### Provided records
-- begin --

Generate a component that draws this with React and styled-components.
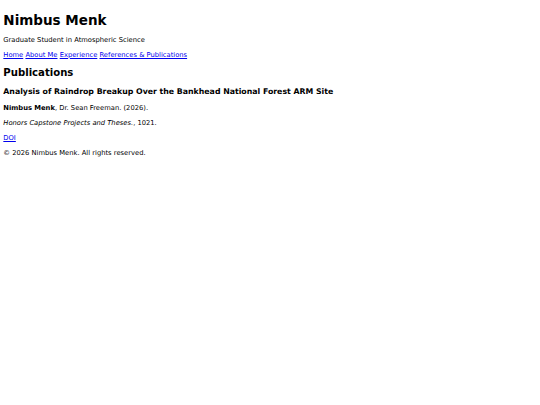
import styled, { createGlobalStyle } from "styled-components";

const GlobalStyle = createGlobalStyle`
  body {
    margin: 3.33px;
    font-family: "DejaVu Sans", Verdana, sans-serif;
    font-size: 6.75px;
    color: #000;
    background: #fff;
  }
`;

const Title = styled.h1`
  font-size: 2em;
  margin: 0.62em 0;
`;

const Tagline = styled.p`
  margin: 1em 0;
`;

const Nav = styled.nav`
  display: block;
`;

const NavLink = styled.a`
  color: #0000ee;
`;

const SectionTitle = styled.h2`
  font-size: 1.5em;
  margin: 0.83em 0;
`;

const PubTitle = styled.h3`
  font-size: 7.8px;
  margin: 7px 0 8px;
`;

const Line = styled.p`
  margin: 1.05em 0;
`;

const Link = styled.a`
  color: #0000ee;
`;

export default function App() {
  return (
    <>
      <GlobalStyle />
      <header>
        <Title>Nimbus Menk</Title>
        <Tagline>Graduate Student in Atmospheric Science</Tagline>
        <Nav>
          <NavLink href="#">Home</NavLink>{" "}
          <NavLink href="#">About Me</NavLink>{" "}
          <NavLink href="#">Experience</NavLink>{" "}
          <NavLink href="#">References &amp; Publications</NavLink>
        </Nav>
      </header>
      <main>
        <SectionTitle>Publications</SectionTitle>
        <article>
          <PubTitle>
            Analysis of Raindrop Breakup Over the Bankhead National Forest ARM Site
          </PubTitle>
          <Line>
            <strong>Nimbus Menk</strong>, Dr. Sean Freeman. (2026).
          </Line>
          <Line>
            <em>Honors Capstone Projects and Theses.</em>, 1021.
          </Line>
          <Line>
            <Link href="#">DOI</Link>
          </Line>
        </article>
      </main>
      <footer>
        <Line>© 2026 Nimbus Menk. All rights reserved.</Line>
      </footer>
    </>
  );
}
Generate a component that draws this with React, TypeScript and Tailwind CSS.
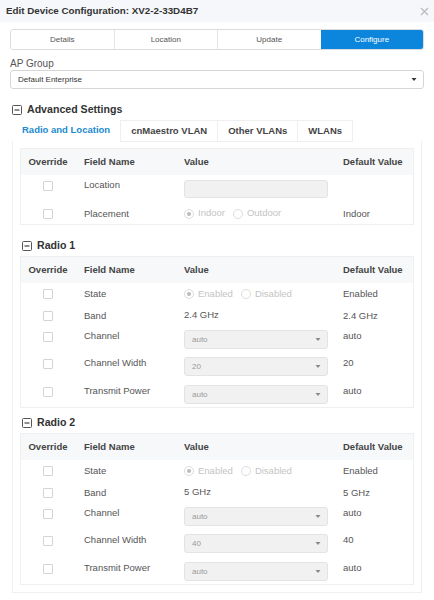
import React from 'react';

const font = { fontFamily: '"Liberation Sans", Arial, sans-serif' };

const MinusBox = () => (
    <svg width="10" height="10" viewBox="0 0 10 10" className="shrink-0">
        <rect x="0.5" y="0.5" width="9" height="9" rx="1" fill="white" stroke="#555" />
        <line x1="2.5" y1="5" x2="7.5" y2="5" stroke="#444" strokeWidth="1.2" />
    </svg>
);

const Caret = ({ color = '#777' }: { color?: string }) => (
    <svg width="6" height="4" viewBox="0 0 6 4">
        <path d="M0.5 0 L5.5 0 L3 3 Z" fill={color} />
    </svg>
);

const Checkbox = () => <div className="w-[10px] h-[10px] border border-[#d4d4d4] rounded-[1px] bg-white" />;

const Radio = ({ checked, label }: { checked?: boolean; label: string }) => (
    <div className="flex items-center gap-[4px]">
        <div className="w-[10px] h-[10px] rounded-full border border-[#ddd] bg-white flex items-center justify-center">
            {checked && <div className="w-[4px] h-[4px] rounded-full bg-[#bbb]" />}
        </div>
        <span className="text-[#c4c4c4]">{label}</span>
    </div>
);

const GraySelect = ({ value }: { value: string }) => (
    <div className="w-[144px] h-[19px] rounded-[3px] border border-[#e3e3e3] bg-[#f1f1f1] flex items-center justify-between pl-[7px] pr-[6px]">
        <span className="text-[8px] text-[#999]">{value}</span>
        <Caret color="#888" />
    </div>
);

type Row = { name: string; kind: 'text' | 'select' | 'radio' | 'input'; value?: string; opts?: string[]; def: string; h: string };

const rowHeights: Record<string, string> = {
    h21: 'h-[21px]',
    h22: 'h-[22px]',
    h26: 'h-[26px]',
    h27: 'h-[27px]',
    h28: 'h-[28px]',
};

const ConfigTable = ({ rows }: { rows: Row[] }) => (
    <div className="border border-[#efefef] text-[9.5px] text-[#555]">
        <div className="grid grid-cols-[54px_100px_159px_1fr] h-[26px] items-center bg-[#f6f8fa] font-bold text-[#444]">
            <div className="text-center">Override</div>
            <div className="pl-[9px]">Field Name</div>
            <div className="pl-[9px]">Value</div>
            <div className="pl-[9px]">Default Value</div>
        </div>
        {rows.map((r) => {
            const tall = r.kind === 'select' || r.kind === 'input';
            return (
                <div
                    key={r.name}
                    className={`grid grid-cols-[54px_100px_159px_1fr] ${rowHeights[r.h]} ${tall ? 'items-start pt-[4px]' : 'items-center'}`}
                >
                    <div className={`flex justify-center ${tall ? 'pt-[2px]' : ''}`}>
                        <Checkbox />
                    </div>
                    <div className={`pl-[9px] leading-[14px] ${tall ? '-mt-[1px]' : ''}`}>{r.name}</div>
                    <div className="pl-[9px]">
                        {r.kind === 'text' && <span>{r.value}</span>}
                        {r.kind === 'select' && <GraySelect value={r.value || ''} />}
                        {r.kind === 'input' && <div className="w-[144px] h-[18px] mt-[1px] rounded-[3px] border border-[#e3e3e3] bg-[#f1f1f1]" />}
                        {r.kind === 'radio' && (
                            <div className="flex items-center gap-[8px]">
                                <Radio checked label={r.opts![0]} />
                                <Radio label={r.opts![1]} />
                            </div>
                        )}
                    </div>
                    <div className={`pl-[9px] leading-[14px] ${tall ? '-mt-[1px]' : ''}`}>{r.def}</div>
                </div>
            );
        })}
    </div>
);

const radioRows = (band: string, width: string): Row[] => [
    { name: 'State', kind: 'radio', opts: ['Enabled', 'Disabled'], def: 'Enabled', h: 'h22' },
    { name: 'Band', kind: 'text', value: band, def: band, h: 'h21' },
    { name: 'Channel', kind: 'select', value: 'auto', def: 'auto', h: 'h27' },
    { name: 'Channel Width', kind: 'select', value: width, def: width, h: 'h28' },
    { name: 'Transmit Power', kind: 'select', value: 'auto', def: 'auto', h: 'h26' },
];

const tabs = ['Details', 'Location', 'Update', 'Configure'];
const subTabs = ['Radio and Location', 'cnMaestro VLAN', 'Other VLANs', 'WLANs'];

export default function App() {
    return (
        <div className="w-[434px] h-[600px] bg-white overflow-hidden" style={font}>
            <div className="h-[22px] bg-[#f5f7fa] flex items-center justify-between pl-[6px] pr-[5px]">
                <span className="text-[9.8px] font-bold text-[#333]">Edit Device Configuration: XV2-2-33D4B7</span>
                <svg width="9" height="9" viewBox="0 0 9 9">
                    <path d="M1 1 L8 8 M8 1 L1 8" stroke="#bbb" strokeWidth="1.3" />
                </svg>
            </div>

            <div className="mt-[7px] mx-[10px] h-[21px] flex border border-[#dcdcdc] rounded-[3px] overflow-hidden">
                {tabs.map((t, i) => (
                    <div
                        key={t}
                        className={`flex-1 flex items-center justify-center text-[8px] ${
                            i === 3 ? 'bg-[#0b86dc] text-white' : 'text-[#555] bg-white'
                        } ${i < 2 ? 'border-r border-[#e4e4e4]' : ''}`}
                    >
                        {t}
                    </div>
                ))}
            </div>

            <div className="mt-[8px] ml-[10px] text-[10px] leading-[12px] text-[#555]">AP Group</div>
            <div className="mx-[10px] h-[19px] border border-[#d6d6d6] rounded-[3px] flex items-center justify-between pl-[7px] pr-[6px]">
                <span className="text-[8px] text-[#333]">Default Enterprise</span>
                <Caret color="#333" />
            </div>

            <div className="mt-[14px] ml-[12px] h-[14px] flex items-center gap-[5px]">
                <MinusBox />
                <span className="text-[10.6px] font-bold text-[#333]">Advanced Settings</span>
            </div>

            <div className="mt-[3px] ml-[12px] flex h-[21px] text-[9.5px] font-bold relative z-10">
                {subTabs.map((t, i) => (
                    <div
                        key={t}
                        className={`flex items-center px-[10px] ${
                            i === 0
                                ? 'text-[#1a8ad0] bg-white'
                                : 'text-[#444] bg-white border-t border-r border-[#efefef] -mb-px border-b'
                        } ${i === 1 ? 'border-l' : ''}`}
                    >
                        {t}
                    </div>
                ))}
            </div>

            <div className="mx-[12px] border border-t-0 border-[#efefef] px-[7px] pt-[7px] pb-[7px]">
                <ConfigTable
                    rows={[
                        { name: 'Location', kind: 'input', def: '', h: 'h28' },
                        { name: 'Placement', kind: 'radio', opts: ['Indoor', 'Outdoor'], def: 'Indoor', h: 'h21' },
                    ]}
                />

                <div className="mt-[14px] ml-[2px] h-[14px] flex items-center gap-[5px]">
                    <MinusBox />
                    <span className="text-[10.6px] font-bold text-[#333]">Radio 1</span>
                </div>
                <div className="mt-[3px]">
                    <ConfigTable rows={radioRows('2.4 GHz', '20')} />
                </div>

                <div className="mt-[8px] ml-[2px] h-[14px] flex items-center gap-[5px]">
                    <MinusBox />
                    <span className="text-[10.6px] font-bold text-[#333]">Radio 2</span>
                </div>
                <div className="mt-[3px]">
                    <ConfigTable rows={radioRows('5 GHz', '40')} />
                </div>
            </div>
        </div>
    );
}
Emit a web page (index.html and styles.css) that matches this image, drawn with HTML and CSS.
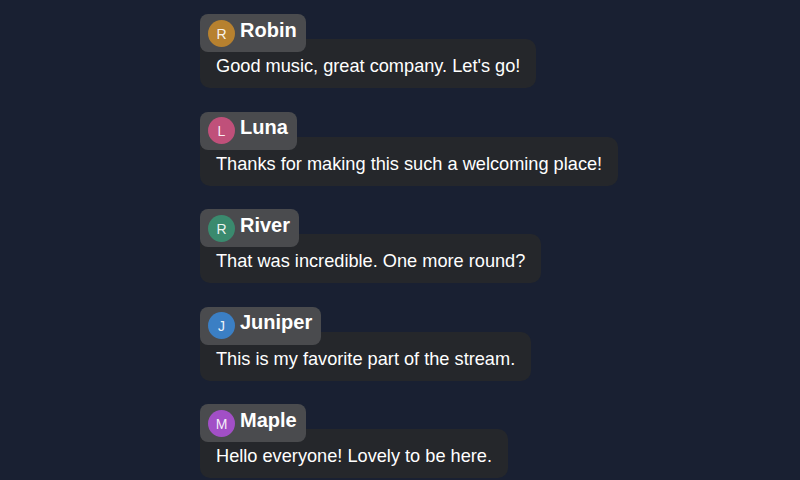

-- end --

### Task brief
Starting at the line containing "Generate a component that draws this with React, TypeScript" and ending at the line containing "const Checkbox = ()", copy those lines exactly, both included, and nothing more. Leave out any picture.

### Exercise answer
Generate a component that draws this with React, TypeScript and Tailwind CSS.
import React from 'react';

const font = { fontFamily: '"Liberation Sans", Arial, sans-serif' };

const MinusBox = () => (
    <svg width="10" height="10" viewBox="0 0 10 10" className="shrink-0">
        <rect x="0.5" y="0.5" width="9" height="9" rx="1" fill="white" stroke="#555" />
        <line x1="2.5" y1="5" x2="7.5" y2="5" stroke="#444" strokeWidth="1.2" />
    </svg>
);

const Caret = ({ color = '#777' }: { color?: string }) => (
    <svg width="6" height="4" viewBox="0 0 6 4">
        <path d="M0.5 0 L5.5 0 L3 3 Z" fill={color} />
    </svg>
);

const Checkbox = () => <div className="w-[10px] h-[10px] border border-[#d4d4d4] rounded-[1px] bg-white" />;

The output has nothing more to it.